TO DO
Within the records below, find each line that holds the string "page", then copy it.

* Begin RECORD EXTRACTS *

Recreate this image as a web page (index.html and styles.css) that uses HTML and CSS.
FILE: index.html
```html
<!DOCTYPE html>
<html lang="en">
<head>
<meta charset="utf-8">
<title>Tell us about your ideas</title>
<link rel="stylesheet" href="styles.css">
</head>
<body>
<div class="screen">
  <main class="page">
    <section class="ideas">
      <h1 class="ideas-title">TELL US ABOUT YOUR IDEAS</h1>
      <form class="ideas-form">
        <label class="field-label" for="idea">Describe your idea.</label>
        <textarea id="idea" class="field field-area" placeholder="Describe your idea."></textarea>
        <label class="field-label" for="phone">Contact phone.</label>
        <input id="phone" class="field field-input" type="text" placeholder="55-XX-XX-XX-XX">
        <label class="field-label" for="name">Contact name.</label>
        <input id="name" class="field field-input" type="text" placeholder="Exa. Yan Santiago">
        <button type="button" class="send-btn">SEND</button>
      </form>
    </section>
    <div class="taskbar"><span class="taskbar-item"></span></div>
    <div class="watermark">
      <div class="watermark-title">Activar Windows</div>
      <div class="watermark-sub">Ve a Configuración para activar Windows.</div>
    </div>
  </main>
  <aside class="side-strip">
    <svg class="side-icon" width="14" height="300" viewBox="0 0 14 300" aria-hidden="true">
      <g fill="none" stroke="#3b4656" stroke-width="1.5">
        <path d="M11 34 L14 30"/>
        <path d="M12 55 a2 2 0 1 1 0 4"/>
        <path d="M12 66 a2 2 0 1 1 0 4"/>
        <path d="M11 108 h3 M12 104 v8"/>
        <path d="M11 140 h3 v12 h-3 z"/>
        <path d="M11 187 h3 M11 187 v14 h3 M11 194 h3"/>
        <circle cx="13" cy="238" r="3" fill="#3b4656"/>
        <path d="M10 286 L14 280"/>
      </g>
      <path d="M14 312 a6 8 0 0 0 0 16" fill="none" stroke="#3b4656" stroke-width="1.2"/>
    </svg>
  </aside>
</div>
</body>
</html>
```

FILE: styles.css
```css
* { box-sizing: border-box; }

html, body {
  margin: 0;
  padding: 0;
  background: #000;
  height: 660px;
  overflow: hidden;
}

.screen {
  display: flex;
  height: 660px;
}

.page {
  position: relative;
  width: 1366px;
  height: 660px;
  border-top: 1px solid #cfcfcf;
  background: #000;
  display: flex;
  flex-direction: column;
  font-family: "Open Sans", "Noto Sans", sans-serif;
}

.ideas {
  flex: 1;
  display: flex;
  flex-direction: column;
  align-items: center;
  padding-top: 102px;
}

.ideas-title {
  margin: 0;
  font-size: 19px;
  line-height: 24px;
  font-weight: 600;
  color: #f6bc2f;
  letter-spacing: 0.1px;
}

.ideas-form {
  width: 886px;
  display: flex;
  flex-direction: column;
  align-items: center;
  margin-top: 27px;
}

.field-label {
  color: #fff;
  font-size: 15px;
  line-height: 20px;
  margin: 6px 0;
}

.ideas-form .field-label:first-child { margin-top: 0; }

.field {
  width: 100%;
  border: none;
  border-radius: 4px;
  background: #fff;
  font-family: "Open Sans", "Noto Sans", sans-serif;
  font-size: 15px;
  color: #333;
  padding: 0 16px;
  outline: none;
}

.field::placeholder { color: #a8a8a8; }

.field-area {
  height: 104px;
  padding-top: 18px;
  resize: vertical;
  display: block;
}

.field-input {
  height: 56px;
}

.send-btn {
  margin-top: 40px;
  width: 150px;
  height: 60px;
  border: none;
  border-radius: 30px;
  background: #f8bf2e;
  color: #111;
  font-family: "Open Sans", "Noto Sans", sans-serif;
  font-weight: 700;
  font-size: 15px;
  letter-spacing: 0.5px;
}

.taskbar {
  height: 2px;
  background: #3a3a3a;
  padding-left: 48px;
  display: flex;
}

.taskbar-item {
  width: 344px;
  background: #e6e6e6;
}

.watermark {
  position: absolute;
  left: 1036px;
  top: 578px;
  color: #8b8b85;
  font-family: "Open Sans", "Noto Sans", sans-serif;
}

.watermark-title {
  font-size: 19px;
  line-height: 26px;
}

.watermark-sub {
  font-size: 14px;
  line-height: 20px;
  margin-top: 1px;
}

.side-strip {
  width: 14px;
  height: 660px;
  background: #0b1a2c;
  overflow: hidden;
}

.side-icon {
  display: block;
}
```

* End RECORD EXTRACTS *
* Begin RECORD EXTRACTS *

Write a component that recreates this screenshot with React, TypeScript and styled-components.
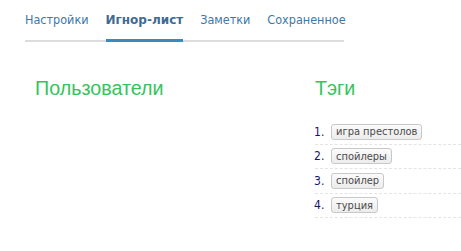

* End RECORD EXTRACTS *
* Begin RECORD EXTRACTS *

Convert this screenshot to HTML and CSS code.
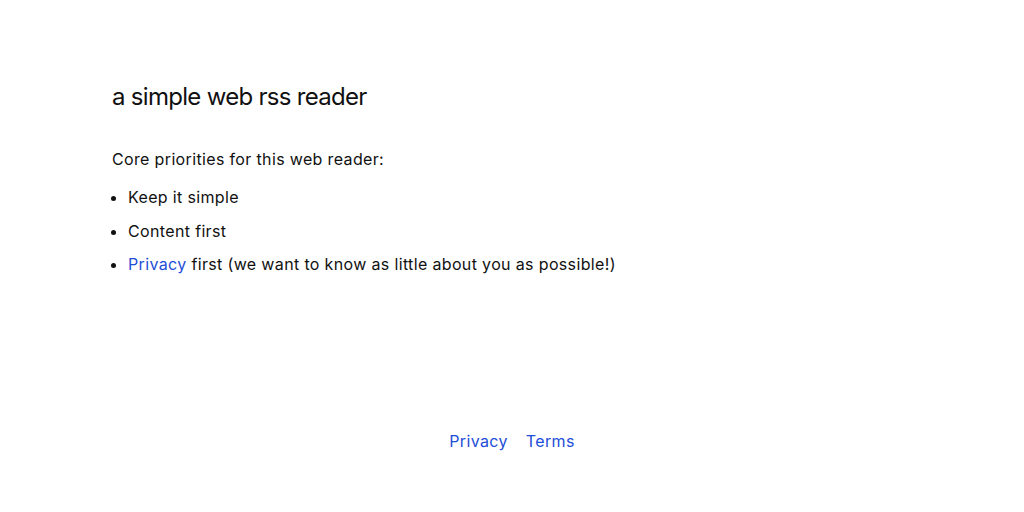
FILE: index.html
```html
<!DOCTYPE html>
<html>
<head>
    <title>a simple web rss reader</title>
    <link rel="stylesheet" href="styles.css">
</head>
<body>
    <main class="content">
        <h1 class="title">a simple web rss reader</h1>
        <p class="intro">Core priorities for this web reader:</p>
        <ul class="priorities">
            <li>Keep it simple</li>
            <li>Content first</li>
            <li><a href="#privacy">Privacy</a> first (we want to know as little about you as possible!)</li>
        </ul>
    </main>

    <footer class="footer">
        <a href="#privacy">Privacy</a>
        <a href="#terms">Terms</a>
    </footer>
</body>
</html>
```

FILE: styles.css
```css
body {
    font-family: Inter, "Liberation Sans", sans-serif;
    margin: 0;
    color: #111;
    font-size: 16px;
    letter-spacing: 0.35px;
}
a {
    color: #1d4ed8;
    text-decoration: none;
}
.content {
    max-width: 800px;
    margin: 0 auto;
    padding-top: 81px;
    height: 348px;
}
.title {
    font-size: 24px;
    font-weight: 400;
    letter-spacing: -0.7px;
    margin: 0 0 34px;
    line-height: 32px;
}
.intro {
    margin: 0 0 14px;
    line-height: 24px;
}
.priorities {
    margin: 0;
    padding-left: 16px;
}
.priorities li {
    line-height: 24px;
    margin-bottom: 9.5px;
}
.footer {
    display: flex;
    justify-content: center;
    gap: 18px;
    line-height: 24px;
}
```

* End RECORD EXTRACTS *

THE RESPONSE
Recreate this image as a web page (index.html and styles.css) that uses HTML and CSS.
  <main class="page">
.page {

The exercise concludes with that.